«Unter meinen Studienfreunden hatte ich einen schlechten Ruf, weil ich immer so viele Fragen stellte», scherzt Madhav Thakur. Zwanzig Jahre später hat der neugierige Maddy – so nennt er sich im Alltag – eine beeindruckende Karriere vorzuweisen. Die bisher letzten Stationen: 2020 wurde er 36-jährig Assistenzprofessor und Leiter der Abteilung Terrestrische Ökologie an der Universität Bern, 2021 wählten ihn die Berner Biologiestudierenden zum Teacher of the Year, und 2022 erhielt er einen prestigeträchtigen ERC Grant des Europäischen Forschungsrats.
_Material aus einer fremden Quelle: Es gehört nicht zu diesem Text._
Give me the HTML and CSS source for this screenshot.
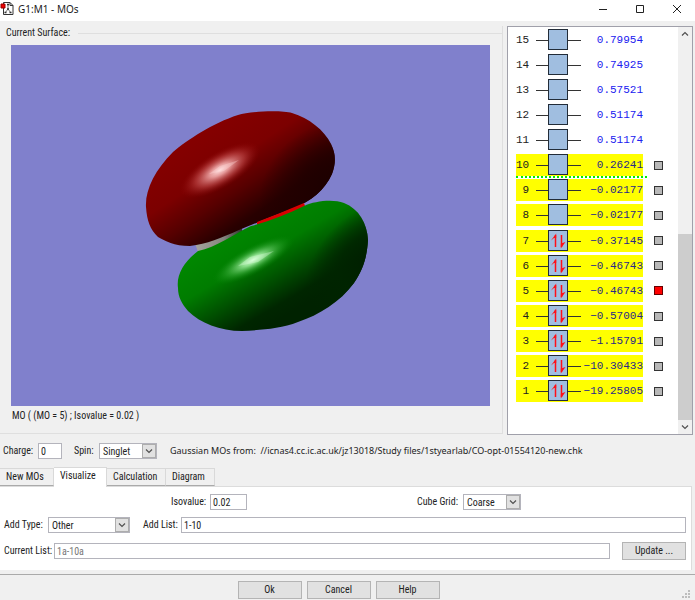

Seine Forschungsgruppe zählt mittlerweile ein Dutzend Mitglieder.
Gutgelaunt und charmant sitzt Maddy Thakur in seinem Büro in der Uni Muesmatt und erzählt vom Weg, der ihn vom Fuss des Himalayas an den Fuss der Alpen führte. Die kürzeste Version dieser Geschichte: Ein aufgeweckter junger Mann trifft während seines Master-Studiums in Umweltmanagement an der Universität von Pokhara auf einen Professor, der seine Begeisterung fürs Forschen weckt. Dieser ermuntert ihn, den Schritt ins Ausland zu wagen.
In einem armen Land wie Nepal, das ist auch dem Studenten klar, fehlt es an der Infrastruktur für ernsthafte Forschung. Also bewirbt sich Maddy Thakur für einen Master im niederländischen Wageningen, wo er sich schliesslich in Bodenökologie spezialisiert. «Von da an hat sich mein Leben verändert», erzählt er. «Ich realisierte, dass ich die Forschung liebe und immer tiefer in die Dinge eintauchen will. Ich wollte etwas zu meinem Gebiet beitragen.» Es folgten ein Doktorat in Leipzig am Deutschen Zentrum für integrative Biodiversitätsforschung und verschiedene Postdoc-Stellen an deutschen und niederländischen Forschungseinrichtungen. Und schliesslich der Ruf an die Universität Bern. Schritte auf der Karriereleiter, von denen der bescheidene Maddy am liebsten kein grosses Aufheben macht.
Die Folgen des Klimawandels simulieren
Seinem Forschungsgebiet ist er treu geblieben. «Ich mache meine Hände mit Boden schmutzig», sagt er schmunzelnd, um dann etwas auszuholen. Thakurs Interesse gilt der Gemeinschaftsökologie, er untersucht die Wechselwirkungen zwischen verschiedenen Arten, und zwar mit Blick auf die Folgen des globalen Wandels. Wie wirken sich Faktoren wie Klimaerwärmung und Dürre auf die Interaktionen zwischen den Arten aus? Welche Auswirkungen haben diese veränderten Interaktionen auf die Struktur der Lebensgemeinschaften und die Funktionen der Ökosysteme?
Um Antworten auf diese Fragen zu finden, untersucht der Bodenökologe Mikroorganismen, wirbellose Lebewesen und Pflanzengemeinschaften. In Experimenten simuliert er den Klimawandel für das gesamte Leben im Boden – von Bakterien bis zu Käfern. «Ich möchte verstehen», erklärt er, «was sich von ganz einfachen über sehr viel komplexere Dinge lernen lässt – das ist es, was mich in der Nacht nicht schlafen lässt.»
Doch das ist nur die halbe Wahrheit. Maddy Thakurs Nächte werden nämlich auch von seinem frischgeborenen Sohn gestört. Nach dessen Geburt war er fast zwei Monate lang kaum mehr im Labor zu sehen – er bezog Vaterschaftsurlaub und Ferien an einem Stück. Doch sein international zusammengesetztes Team kam vorübergehend auch ohne ihn zurecht. Während seiner Abwesenheit hat zum Beispiel das grosse Feldexperiment Gestalt angenommen, das er dem Besucher nun zeigen will. Wir fahren dazu in die Ethologische Station Hasli. Das ehemalige Bauerngut liegt abgelegen am Aarehang gegenüber von Hinterkappelen und dient der Universität Bern zur biologischen Verhaltensforschung. Hier präsentiert uns der jugendlich wirkende Professor seine «Miniökosysteme».